A new Jewish culture, richly endowed and interdisciplinary, has come into being in the past two centuries, one that is of a mainly modern and secular nature. This is a cultural creation that cannot be limited to a single definition, and its Jewish sources of inspiration, the wealth of non-Jewish culture, and the Israeli experience meet in it on a broad interface.
The four volumes of the New Jewish Time: Jewish Culture in a Secular Age- An Encyclopedic View survey the processes of modernization and secularization that began in Jewish culture in the past two hundred and fifty years, and also include a fresh view, based on new research, of the history and culture of the Jewish people.
New Jewish Time was compiled from a critical academic perspective, and with a pluralistic approach, that assumes that there is not a single secular Jewish identity, but a diverse range of identity components in open combinations that are based on personal freedom, with the tension between them constituting an inexhaustible source of ongoing creativity.
The section editors and entry authors are among the leading scholars and thinkers in their fields in Israel and the world. In addition to the editors, four of whom are Israel Prize laureates, close to 250 authors, both secular and religious, men and women, with different worldviews and background, took part in writing the entries. The encyclopedia's authors constitute a fascinating mosaic of intellectual and scholarly approaches to the fundamental issues that continue to determine the development of Jewish life in the modern era.
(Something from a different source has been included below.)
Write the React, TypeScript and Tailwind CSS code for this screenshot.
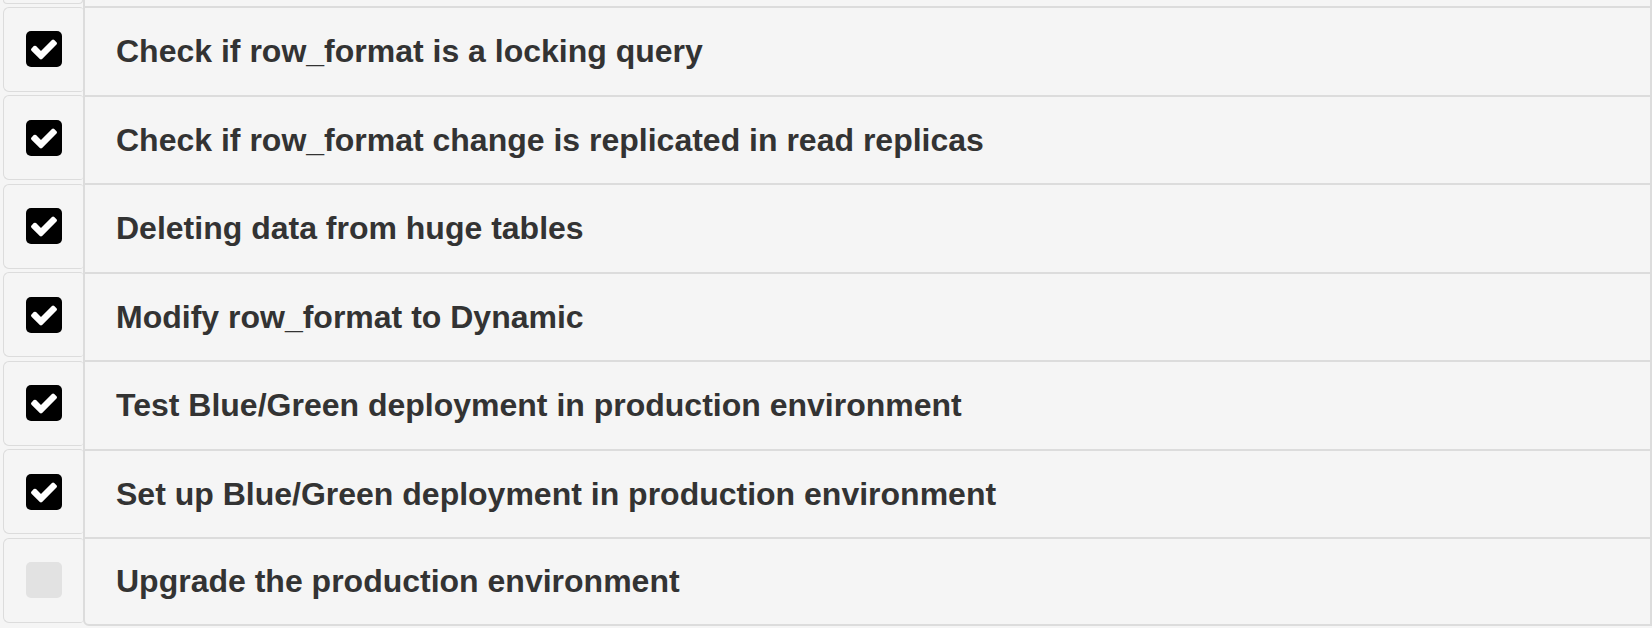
import React from "react";

const items: { text: string; done: boolean }[] = [
  { text: "Check if row_format is a locking query", done: true },
  { text: "Check if row_format change is replicated in read replicas", done: true },
  { text: "Deleting data from huge tables", done: true },
  { text: "Modify row_format to Dynamic", done: true },
  { text: "Test Blue/Green deployment in production environment", done: true },
  { text: "Set up Blue/Green deployment in production environment", done: true },
  { text: "Upgrade the production environment", done: false },
];

function Box({ done }: { done: boolean }) {
  if (!done) {
    return <div className="w-[36px] h-[36px] rounded-[5px] bg-[#e2e2e2]" />;
  }
  return (
    <div className="w-[36px] h-[36px] rounded-[5px] bg-black flex items-center justify-center">
      <svg viewBox="0 0 1792 1792" className="w-[30px] h-[30px]" fill="#ffffff">
        <path d="M1671 566q0 40-28 68l-724 724-136 136q-28 28-68 28t-68-28l-136-136-362-362q-28-28-28-68t28-68l136-136q28-28 68-28t68 28l294 295 656-657q28-28 68-28t68 28l136 136q28 28 28 68z" />
      </svg>
    </div>
  );
}

export default function App() {
  return (
    <div
      className="w-[1652px] h-[628px] overflow-hidden bg-[#f5f5f5]"
      style={{ fontFamily: '"Liberation Sans", Arial, Helvetica, sans-serif' }}
    >
      {/* tail of the previous row */}
      <div className="flex h-[6px]">
        <div className="ml-[3px] w-[80px] h-[3.5px] border-[1.5px] border-t-0 border-[#dcdcdc] rounded-b-[6px] bg-[#f5f5f5]" />
        <div className="flex-1 border-l-2 border-r-2 border-[#dcdcdc] bg-[#f5f5f5]" />
      </div>
      {items.map((it, i) => {
        const last = i === items.length - 1;
        return (
          <div key={i} className="flex h-[88.5px]">
            <div className="ml-[3px] w-[80px] pt-[0.5px] pb-[3px]">
              <div className="h-full border-[1.5px] border-r-0 border-[#dcdcdc] rounded-l-[6px] rounded-r-[3px] bg-[#f5f5f5] flex items-center justify-center">
                <Box done={it.done} />
              </div>
            </div>
            <div
              className={
                last
                  ? "flex-1 border-t-2 border-b-2 border-l-2 border-r-2 border-[#dcdcdc] rounded-bl-[6px] bg-[#f5f5f5] flex items-center pl-[31px]"
                  : "flex-1 border-t-2 border-l-2 border-r-2 border-[#dcdcdc] bg-[#f5f5f5] flex items-center pl-[31px]"
              }
            >
              <span className="text-[32px] font-bold text-[#333333] leading-none">{it.text}</span>
            </div>
          </div>
        );
      })}
    </div>
  );
}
New Jewish Time is intended for a diverse readership: students and lecturers, high school teachers and students, professionals whose education is not necessarily in the humanities, and seekers of knowledge and culture everywhere.
New Jewish Time is a work of an encyclopedic nature, that does not have a routine encyclopedic structure. The four volumes of New Jewish Time are divided into sections, each of which opens with one or more introductory articles, and contains entries whose nature is derived from that of the section as a whole. These are not short lexicon entries, and are usually hundreds or thousands of words in length. The goal that guided the editors: a book each of whose sections could be read from beginning to end, and thereby provide a relatively broad and deep picture of the section subject.
The fifth volume contains a detailed name and content Index, that enables the reader to find details of a person, subject, or topic references to which are scattered within different entries, and allows the reader to form a more complete and coherent picture. This volume also includes a few details about the editors and authors who participated in the creation of this comprehensive work, and details on the artists and photographers and holders of the rights to the hundreds of illustrations, some of them rare, that appear in the encyclopedia.
New Jewish Time begins with a general and extensive Introduction. The main body of the work is composed of ten sections: Modern Jewish Thought, edited by Prof. Menahem Brinker; Memory, Myth, and History, edited by Prof. Yirmiyahu Yovel; Changes in Way of Life, edited by Prof. Israel Bartel; National and Social Movements, edited by Prof. Derek Jonathan Penslar; Religious Society Confronted by Secularization and Modernity, edited by Prof. Joseph Dan; Hebrew and the Jews' Languages, edited by Ruvik Rosenthal; Literatures and Arts, edited by Prof. Dan Miron and Prof. Hannan Hever; Jews and Non-Jews in the New Time, edited by Prof. Shulamit Volkov; Modern Jewish Life in the Diaspora, edited by Prof. Morton Weinfeld; The State of Israel as a Modern Jewish Enterprise, edited by Yair Tzaban. Prof. Michel Abitbol served as special advisor to the editorial board.
New Jewish Time, that was published in Hebrew by Keter, is the result of a joint initiative by Yair Tzaban, the director of the project, and Prof. Yirmiyahu Yovel, its Editor in Chief; David Shaham is the General Editor. The project was produced by Lamda - Association for Modern Jewish Culture, in conjunction with the Spinoza Institute in Jerusalem, with funding by the Posen Foundation, and aided by additional donors (the Keshet Foundation; the Culture Administration in the Israeli Ministry of Science, Culture, and Sport; the Payis Council for Culture and Art; and the Rabinovitch Fund for Arts, Tel Aviv).